Il leader del Carroccio, come l’altro Matteo, ha personalizzato troppo. E osato troppo. Via il “Nord ”dal nome del partito, e da lì in poi sarebbe stato necessario più rigore; poca disponibilità alla trasparenza nella serissima vicenda dei 49 milioni; una perenne postura da comiziante: lontano dal Viminale quand’era ministro, e anche ora quando bisognerebbe edificare programmi e lavorare quindi sulle idee invece che procedere a tentoni improvvisando – a seconda degli umori della pancia della gente – linee d’ondivaga condotta per riguadagnare appeal. L’apprezzamento di cui godono Luca Zaia in Veneto e Vincenzo De Luca in Campania dà un’indicazione chiara: appaiono efficienti, operativi. Soprattutto presenti. Entrambi, non a caso, esponenti sui generis del partito cui appartengono.

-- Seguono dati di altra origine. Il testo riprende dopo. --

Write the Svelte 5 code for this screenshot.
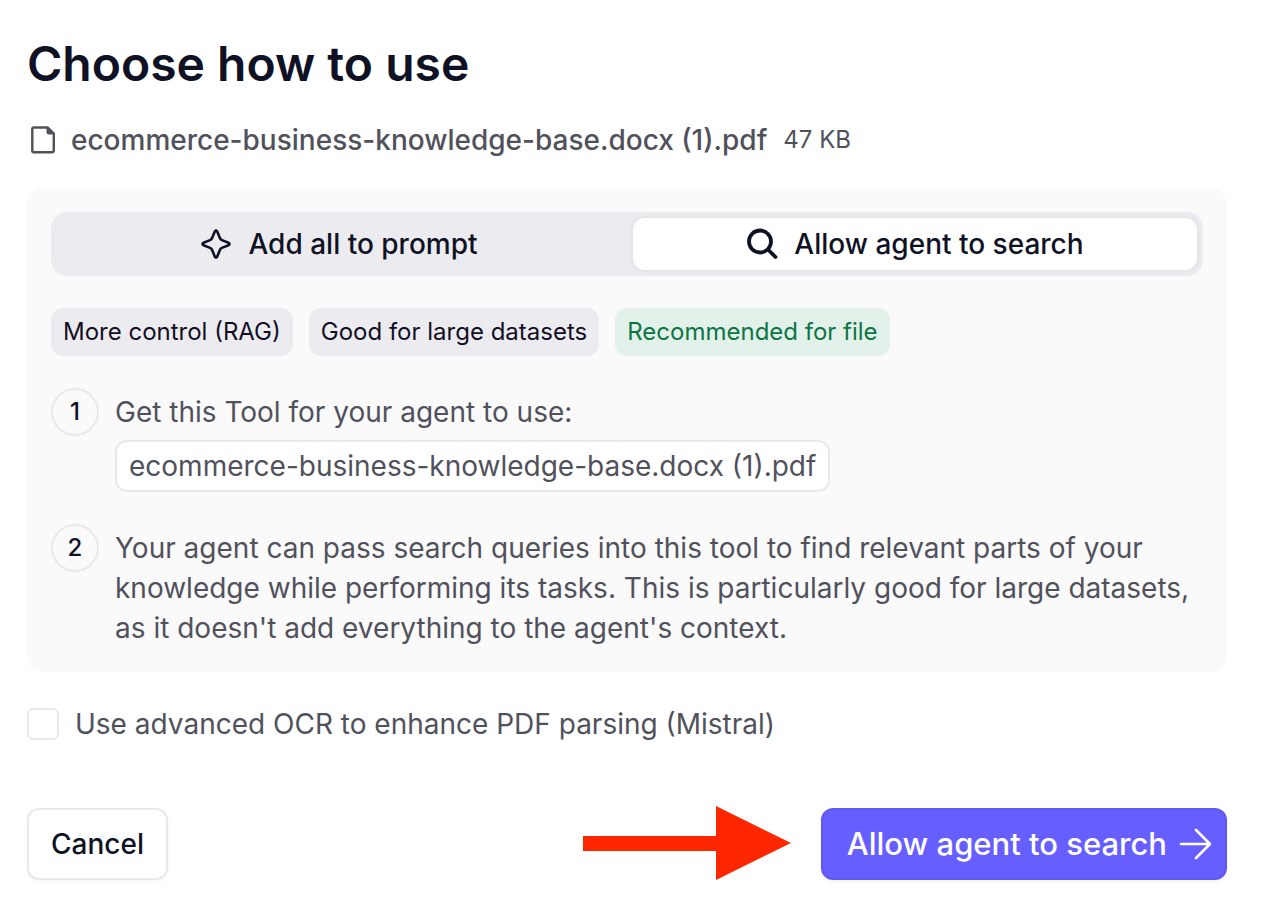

Eccentrici, lontani dal “centro”, uno dei due –persino – con un più di personale stravaganza. Sono percepiti in modo positivo semplice - mente perché fanno: la verità è che le cose “ordinarie” del buon governo finiscono col sembrare “straordinarie” in un Paese dove, ahinoi, è stata disillusa la promessa di felicità collettiva che – qualche decennio fa – era venuta da un capitalismo ancora non sbugiardato. La società di oggi, tradita dal neoliberismo – cosa di cui sta acquisendo graduale consapevolezza–, rimane però una creatura smarrita. Il senso della politica s’è decomposto, e s’avverte un generale fastidio verso soluzioni che abbiano bisogno di tempo per maturare – perché affaticarsi per trovare una sintesi che metta d’accordo, ad esempio, crescita e equità? –. Nessuno, al di là delle apparenze, reclama davvero orizzonti vasti. I più s’accontentano dell’immediato. E, una volta che i rapporti tra classi dirigenti e cittadini si sono fatti più fragili, e – a peggiorare le cose – ci si sente incalzati dal “tempo”, sono inevitabili le dinamiche di radicalizzazione, qualunque sia la piega che prendono, e di rivalsa prima sociale che politica.

L’humus per “vecchi” e “nuovi ” populismi, come si evince, è rimasto tutto. Certo, una parte di Paese vorrebbe una nuova destra, più moderata e finalmente europeista. L’altra parte di Paese chiede invece alla sinistra, che pure deve rinnovarsi, d’interpretare – con maturità – le istanze che arrivano dai territori. Superato il messianismo mercatista, ed è una buona notizia, si devono portare avanti proposte lungimiranti e non precarie per il lavoro, vanno riacquisite sicurezze sul welfare, riadattati ai tempi i progetti (non le chimere) per il Sud rimasti in naftalina. Il populismo non è morto, ogni tot di tempo tutt’al più si prende una pausa. Nei mondi che sanno, dopo ere buie, daccapo riempire il presente d’una credibile idea di futuro, non riattecchisce. Nei mondi dove non smette di crescere lo scarto tra la gente comune e l’élite ecco che il populismo rimette la testa fuori, come un’ernia.